Old-school anger at Jeff Passan

By Jason Wojciechowski on March 6, 2009 at 10:15 PM

Here's Jeff Passan on Manny Ramirez: "And before Ramirez loyalists quibble over the word 'quit' by pointing to his numbers, may we remember: Ramirez could hit .300 blindfolded and slug home runs with a 2x4. The surer sign of Ramirez's effort came when he started mimicking a tortoise on his way to first base, or swinging through three Mariano Rivera pitches like he was late for a dinner date, or claiming his knee was injured, then forgetting at the medical examination which one, exactly, hurt."

Here are the facts: Manny Ramirez faced Mariano Rivera in Red Sox losses exactly twice last year. The first time, he was hit by a pitch. The second time, he struck out looking. And that second time? It was a tie game. He wasn't going to get anywhere any quicker by making an out in that situation.
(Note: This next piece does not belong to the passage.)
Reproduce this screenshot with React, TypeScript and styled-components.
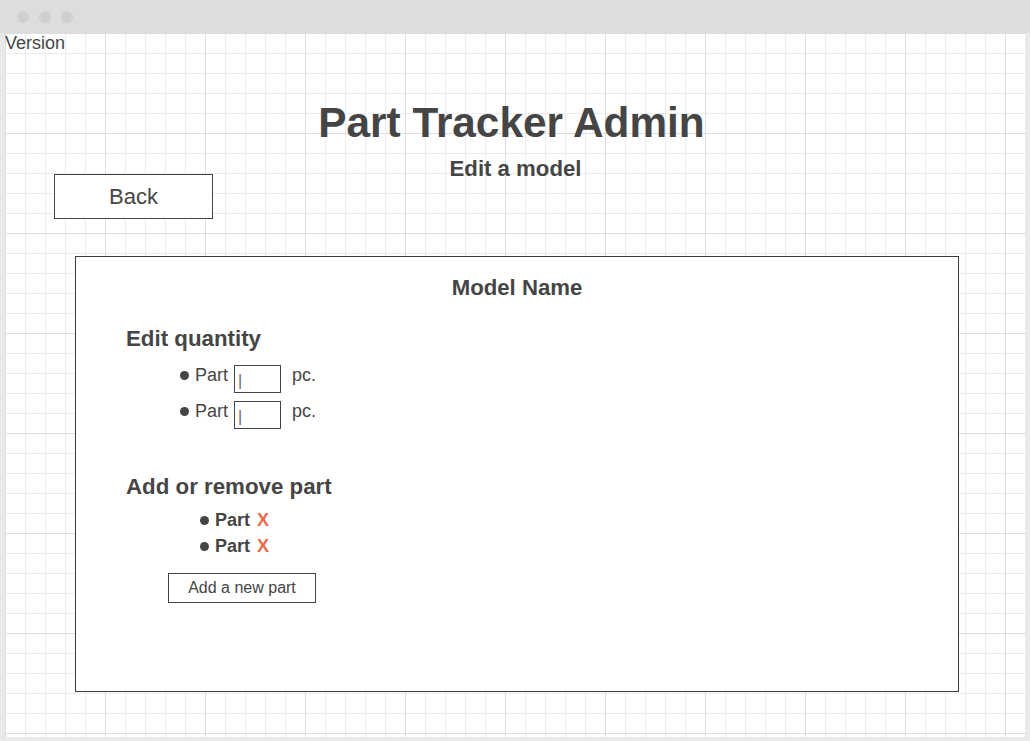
import React from "react";
import styled, { createGlobalStyle } from "styled-components";

const GlobalStyle = createGlobalStyle`
  html, body { margin: 0; padding: 0; }
  body {
    font-family: "Liberation Sans", Arial, sans-serif;
    color: #454545;
    background: #ffffff;
  }
  * { box-sizing: border-box; }
`;

const Window = styled.div`
  width: 1030px;
  height: 741px;
  display: flex;
  flex-direction: column;
  background: #e9e9e9;
  padding: 0 4px 4px 5px;
  overflow: hidden;
`;

const TitleBar = styled.div`
  height: 33px;
  margin: 0 -4px 0 -5px;
  background: #dddddd;
  display: flex;
  align-items: center;
  gap: 10px;
  padding-left: 17px;
`;

const Dot = styled.span`
  width: 12px;
  height: 12px;
  border-radius: 50%;
  background: #cfcfcf;
`;

const Canvas = styled.div`
  flex: 1;
  display: flex;
  flex-direction: column;
  background-color: #ffffff;
  background-image:
    linear-gradient(to right, #dedede 1px, transparent 1px),
    linear-gradient(to bottom, #dedede 1px, transparent 1px),
    linear-gradient(to right, #ececec 1px, transparent 1px),
    linear-gradient(to bottom, #ececec 1px, transparent 1px);
  background-size: 100px 100px, 100px 100px, 20px 20px, 20px 20px;
`;

const Version = styled.div`
  font-size: 18px;
  line-height: 20px;
  height: 20px;
`;

const Title = styled.h1`
  margin: 49px 0 0;
  padding-right: 8px;
  text-align: center;
  font-size: 42.3px;
  line-height: 42px;
  font-weight: bold;
`;

const SubRow = styled.div`
  margin-top: 14px;
  display: grid;
  grid-template-columns: 1fr auto 1fr;
  align-items: start;
`;

const Subtitle = styled.h2`
  margin: 0;
  font-size: 22.2px;
  line-height: 22px;
  font-weight: bold;
  text-align: center;
`;

const BackButton = styled.button`
  justify-self: start;
  margin: 16px 0 0 49px;
  width: 159px;
  height: 45px;
  background: #ffffff;
  border: 1px solid #444444;
  font-family: inherit;
  font-size: 22px;
  color: #454545;
  padding: 0;
`;

const Panel = styled.section`
  margin: 37px 0 0 70px;
  width: 884px;
  height: 436px;
  border: 1px solid #3a3a3a;
  background: #ffffff;
  padding: 20px 0 0 50px;
  display: flex;
  flex-direction: column;
`;

const PanelTitle = styled.h3`
  margin: 0 0 0 -50px;
  font-size: 22.2px;
  line-height: 22px;
  font-weight: bold;
  text-align: center;
`;

const SectionHeading = styled.h4<{ $top: number }>`
  margin: ${(p) => p.$top}px 0 0;
  font-size: 22.3px;
  line-height: 22px;
  font-weight: bold;
`;

const QtyList = styled.ul`
  list-style: none;
  margin: 15px 0 0;
  padding: 0 0 0 54px;
  display: flex;
  flex-direction: column;
  gap: 8px;
`;

const QtyRow = styled.li`
  display: flex;
  align-items: flex-start;
  height: 28px;
`;

const Label = styled.span<{ $bold?: boolean; $lh: number }>`
  display: inline-flex;
  align-items: center;
  font-size: 18px;
  line-height: ${(p) => p.$lh}px;
  font-weight: ${(p) => (p.$bold ? "bold" : "normal")};
  &::before {
    content: "";
    width: 9px;
    height: 9px;
    border-radius: 50%;
    background: #454545;
    margin-right: 6px;
  }
`;

const QtyLabel = styled(Label)`
  margin-top: 1px;
`;

const QtyBox = styled.div`
  width: 47px;
  height: 28px;
  margin-left: 6px;
  border: 1px solid #444444;
  display: flex;
  align-items: center;
  padding: 3px 0 0 3px;
  font-size: 16px;
  line-height: 1;
  color: #6a6a6a;
`;

const Unit = styled.span`
  margin: 1px 0 0 11px;
  font-size: 18px;
  line-height: 18px;
`;

const PartList = styled.ul`
  list-style: none;
  margin: 9px 0 0;
  padding: 0 0 0 74px;
`;

const PartRow = styled.li`
  display: flex;
  align-items: center;
  gap: 7px;
  height: 26px;
`;

const Remove = styled.span`
  color: #ec6a4a;
  font-size: 18px;
  font-weight: bold;
  line-height: 26px;
`;

const AddButton = styled.button`
  align-self: flex-start;
  margin: 14px 0 0 42px;
  width: 148px;
  height: 30px;
  background: #ffffff;
  border: 1px solid #444444;
  font-family: inherit;
  font-size: 16px;
  color: #454545;
  padding: 0;
`;

export default function App() {
  const qtyParts = ["Part", "Part"];
  const parts = ["Part", "Part"];
  return (
    <>
      <GlobalStyle />
      <Window>
        <TitleBar>
          <Dot />
          <Dot />
          <Dot />
        </TitleBar>
        <Canvas>
          <Version>Version</Version>
          <Title>Part Tracker Admin</Title>
          <SubRow>
            <BackButton>Back</BackButton>
            <Subtitle>Edit a model</Subtitle>
            <div />
          </SubRow>
          <Panel>
            <PanelTitle>Model Name</PanelTitle>
            <SectionHeading $top={29}>Edit quantity</SectionHeading>
            <QtyList>
              {qtyParts.map((p, i) => (
                <QtyRow key={i}>
                  <QtyLabel $lh={18}>{p}</QtyLabel>
                  <QtyBox>|</QtyBox>
                  <Unit>pc.</Unit>
                </QtyRow>
              ))}
            </QtyList>
            <SectionHeading $top={47}>Add or remove part</SectionHeading>
            <PartList>
              {parts.map((p, i) => (
                <PartRow key={i}>
                  <Label $bold $lh={26}>{p}</Label>
                  <Remove>X</Remove>
                </PartRow>
              ))}
            </PartList>
            <AddButton>Add a new part</AddButton>
          </Panel>
        </Canvas>
      </Window>
    </>
  );
}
Passan's argument isn't argument, it's just words. Here's his penultimate paragraph: "In the end, both sides are nothing more than users. The Dodgers want Manny's bat. Manny wants the Dodgers' money. There is nothing more to it, the cosmic connection between the two parties consisting of commerce." This is plainly idiotic. Every single team chooses players based on wanting that player's skills. 99% of players choose their teams based on money (occasionally family concerns or comfort with an organization or other considerations come into play). To hold out the Manny deal as deserving of some kind of criticism because it's about business (the business of winning baseball games and putting food on the table) is just ignorant.